Problem to work on
Set down all of the data that follows word for word, without the images.
Begin Stored data
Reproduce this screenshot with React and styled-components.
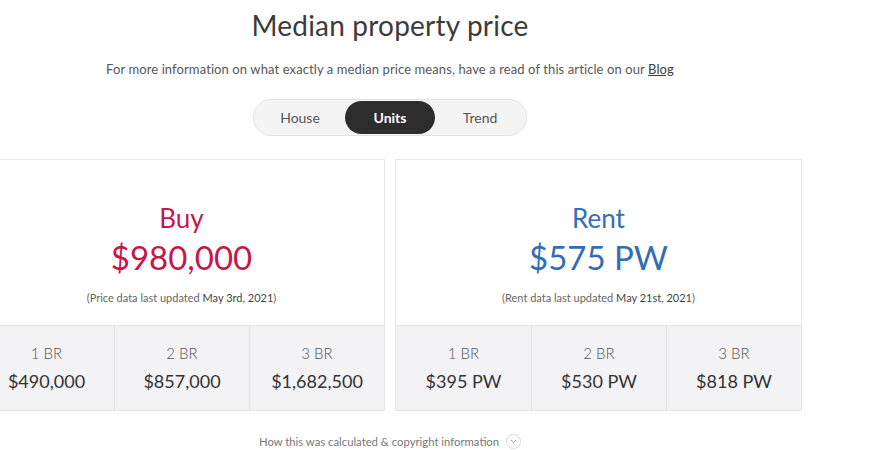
import styled, { createGlobalStyle } from "styled-components";

const GlobalStyle = createGlobalStyle`
  html, body {
    margin: 0;
    padding: 0;
    background: #fff;
    font-family: Lato, "Open Sans", sans-serif;
    overflow: hidden;
  }
`;

const Page = styled.main`
  width: 824px;
  margin-left: -22px;
  display: flex;
  flex-direction: column;
  align-items: center;
`;

const Title = styled.h1`
  margin: 8px 0 0;
  font-size: 28px;
  font-weight: 400;
  color: #3b3b3b;
  letter-spacing: 0.2px;
  line-height: 34px;
`;

const Intro = styled.p`
  margin: 19px 0 0;
  font-size: 13px;
  letter-spacing: 0.1px;
  color: #575757;
  line-height: 16px;
  a {
    color: #3b3b3b;
    text-decoration: underline;
  }
`;

const Toggle = styled.div`
  margin-top: 22px;
  display: flex;
  padding: 1px;
  border: 1px solid #e3e3e3;
  border-radius: 18px;
  background: #f4f4f4;
`;

const ToggleItem = styled.button`
  width: 90px;
  height: 33px;
  border: none;
  border-radius: 17px;
  font-family: inherit;
  font-size: 14px;
  font-weight: ${(p) => (p.active ? 700 : 400)};
  color: ${(p) => (p.active ? "#fff" : "#555")};
  background: ${(p) => (p.active ? "#2d2d2d" : "transparent")};
  cursor: pointer;
`;

const Cards = styled.section`
  margin-top: 23px;
  width: 100%;
  display: grid;
  grid-template-columns: 1fr 1fr;
  gap: 10px;
`;

const Card = styled.article`
  border: 1px solid #e6e6e6;
  background: #fff;
  display: flex;
  flex-direction: column;
`;

const Headline = styled.div`
  height: 165px;
  display: flex;
  flex-direction: column;
  align-items: center;
  padding-top: 43px;
  box-sizing: border-box;
  color: ${(p) => p.color};
`;

const Kind = styled.div`
  font-size: 26px;
  line-height: 30px;
`;

const Price = styled.div`
  font-size: 33px;
  line-height: 40px;
  margin-top: 4px;
`;

const Updated = styled.div`
  margin-top: 14px;
  font-size: 11px;
  color: #666;
  b {
    font-weight: 400;
    color: #444;
  }
`;

const Rooms = styled.div`
  display: grid;
  grid-template-columns: repeat(3, 1fr);
  background: #f3f2f5;
  border-top: 1px solid #e6e6e6;
  height: 84px;
`;

const Room = styled.div`
  display: flex;
  flex-direction: column;
  align-items: center;
  padding-top: 18px;
  box-sizing: border-box;
  & + & {
    border-left: 1px solid #e2e2e4;
  }
`;

const RoomLabel = styled.div`
  font-size: 15px;
  font-weight: 300;
  color: #555;
  line-height: 18px;
`;

const RoomPrice = styled.div`
  margin-top: 8px;
  font-size: 18px;
  color: #333;
  line-height: 22px;
`;

const Footnote = styled.div`
  margin-top: 23px;
  display: flex;
  align-items: center;
  gap: 7px;
  font-size: 11.3px;
  color: #777;
`;

const Chevron = styled.span`
  width: 13px;
  height: 13px;
  border: 1px solid #d6d6d6;
  border-radius: 50%;
  display: inline-flex;
  align-items: center;
  justify-content: center;
`;

const cards = [
  {
    kind: "Buy",
    price: "$980,000",
    color: "#c4174a",
    note: "(Price data last updated ",
    date: "May 3rd, 2021",
    rooms: [
      ["1 BR", "$490,000"],
      ["2 BR", "$857,000"],
      ["3 BR", "$1,682,500"],
    ],
  },
  {
    kind: "Rent",
    price: "$575 PW",
    color: "#336db5",
    note: "(Rent data last updated ",
    date: "May 21st, 2021",
    rooms: [
      ["1 BR", "$395 PW"],
      ["2 BR", "$530 PW"],
      ["3 BR", "$818 PW"],
    ],
  },
];

const App = () => {
  return (
    <Page>
      <GlobalStyle />
      <Title>Median property price</Title>
      <Intro>
        For more information on what exactly a median price means, have a read
        of this article on our <a href="#">Blog</a>
      </Intro>
      <Toggle>
        <ToggleItem>House</ToggleItem>
        <ToggleItem active>Units</ToggleItem>
        <ToggleItem>Trend</ToggleItem>
      </Toggle>
      <Cards>
        {cards.map((c) => (
          <Card key={c.kind}>
            <Headline color={c.color}>
              <Kind>{c.kind}</Kind>
              <Price>{c.price}</Price>
              <Updated>
                {c.note}
                <b>{c.date}</b>)
              </Updated>
            </Headline>
            <Rooms>
              {c.rooms.map(([label, price]) => (
                <Room key={label}>
                  <RoomLabel>{label}</RoomLabel>
                  <RoomPrice>{price}</RoomPrice>
                </Room>
              ))}
            </Rooms>
          </Card>
        ))}
      </Cards>
      <Footnote>
        How this was calculated &amp; copyright information
        <Chevron>
          <svg width="7" height="5" viewBox="0 0 7 5">
            <path d="M1 1l2.5 2.5L6 1" fill="none" stroke="#999" strokeWidth="1" />
          </svg>
        </Chevron>
      </Footnote>
    </Page>
  );
};

export default App;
End Stored data
Finished exercise
Reproduce this screenshot with React and styled-components.
import styled, { createGlobalStyle } from "styled-components";

const GlobalStyle = createGlobalStyle`
  html, body {
    margin: 0;
    padding: 0;
    background: #fff;
    font-family: Lato, "Open Sans", sans-serif;
    overflow: hidden;
  }
`;

const Page = styled.main`
  width: 824px;
  margin-left: -22px;
  display: flex;
  flex-direction: column;
  align-items: center;
`;

const Title = styled.h1`
  margin: 8px 0 0;
  font-size: 28px;
  font-weight: 400;
  color: #3b3b3b;
  letter-spacing: 0.2px;
  line-height: 34px;
`;

const Intro = styled.p`
  margin: 19px 0 0;
  font-size: 13px;
  letter-spacing: 0.1px;
  color: #575757;
  line-height: 16px;
  a {
    color: #3b3b3b;
    text-decoration: underline;
  }
`;

const Toggle = styled.div`
  margin-top: 22px;
  display: flex;
  padding: 1px;
  border: 1px solid #e3e3e3;
  border-radius: 18px;
  background: #f4f4f4;
`;

const ToggleItem = styled.button`
  width: 90px;
  height: 33px;
  border: none;
  border-radius: 17px;
  font-family: inherit;
  font-size: 14px;
  font-weight: ${(p) => (p.active ? 700 : 400)};
  color: ${(p) => (p.active ? "#fff" : "#555")};
  background: ${(p) => (p.active ? "#2d2d2d" : "transparent")};
  cursor: pointer;
`;

const Cards = styled.section`
  margin-top: 23px;
  width: 100%;
  display: grid;
  grid-template-columns: 1fr 1fr;
  gap: 10px;
`;

const Card = styled.article`
  border: 1px solid #e6e6e6;
  background: #fff;
  display: flex;
  flex-direction: column;
`;

const Headline = styled.div`
  height: 165px;
  display: flex;
  flex-direction: column;
  align-items: center;
  padding-top: 43px;
  box-sizing: border-box;
  color: ${(p) => p.color};
`;

const Kind = styled.div`
  font-size: 26px;
  line-height: 30px;
`;

const Price = styled.div`
  font-size: 33px;
  line-height: 40px;
  margin-top: 4px;
`;

const Updated = styled.div`
  margin-top: 14px;
  font-size: 11px;
  color: #666;
  b {
    font-weight: 400;
    color: #444;
  }
`;

const Rooms = styled.div`
  display: grid;
  grid-template-columns: repeat(3, 1fr);
  background: #f3f2f5;
  border-top: 1px solid #e6e6e6;
  height: 84px;
`;

const Room = styled.div`
  display: flex;
  flex-direction: column;
  align-items: center;
  padding-top: 18px;
  box-sizing: border-box;
  & + & {
    border-left: 1px solid #e2e2e4;
  }
`;

const RoomLabel = styled.div`
  font-size: 15px;
  font-weight: 300;
  color: #555;
  line-height: 18px;
`;

const RoomPrice = styled.div`
  margin-top: 8px;
  font-size: 18px;
  color: #333;
  line-height: 22px;
`;

const Footnote = styled.div`
  margin-top: 23px;
  display: flex;
  align-items: center;
  gap: 7px;
  font-size: 11.3px;
  color: #777;
`;

const Chevron = styled.span`
  width: 13px;
  height: 13px;
  border: 1px solid #d6d6d6;
  border-radius: 50%;
  display: inline-flex;
  align-items: center;
  justify-content: center;
`;

const cards = [
  {
    kind: "Buy",
    price: "$980,000",
    color: "#c4174a",
    note: "(Price data last updated ",
    date: "May 3rd, 2021",
    rooms: [
      ["1 BR", "$490,000"],
      ["2 BR", "$857,000"],
      ["3 BR", "$1,682,500"],
    ],
  },
  {
    kind: "Rent",
    price: "$575 PW",
    color: "#336db5",
    note: "(Rent data last updated ",
    date: "May 21st, 2021",
    rooms: [
      ["1 BR", "$395 PW"],
      ["2 BR", "$530 PW"],
      ["3 BR", "$818 PW"],
    ],
  },
];

const App = () => {
  return (
    <Page>
      <GlobalStyle />
      <Title>Median property price</Title>
      <Intro>
        For more information on what exactly a median price means, have a read
        of this article on our <a href="#">Blog</a>
      </Intro>
      <Toggle>
        <ToggleItem>House</ToggleItem>
        <ToggleItem active>Units</ToggleItem>
        <ToggleItem>Trend</ToggleItem>
      </Toggle>
      <Cards>
        {cards.map((c) => (
          <Card key={c.kind}>
            <Headline color={c.color}>
              <Kind>{c.kind}</Kind>
              <Price>{c.price}</Price>
              <Updated>
                {c.note}
                <b>{c.date}</b>)
              </Updated>
            </Headline>
            <Rooms>
              {c.rooms.map(([label, price]) => (
                <Room key={label}>
                  <RoomLabel>{label}</RoomLabel>
                  <RoomPrice>{price}</RoomPrice>
                </Room>
              ))}
            </Rooms>
          </Card>
        ))}
      </Cards>
      <Footnote>
        How this was calculated &amp; copyright information
        <Chevron>
          <svg width="7" height="5" viewBox="0 0 7 5">
            <path d="M1 1l2.5 2.5L6 1" fill="none" stroke="#999" strokeWidth="1" />
          </svg>
        </Chevron>
      </Footnote>
    </Page>
  );
};

export default App;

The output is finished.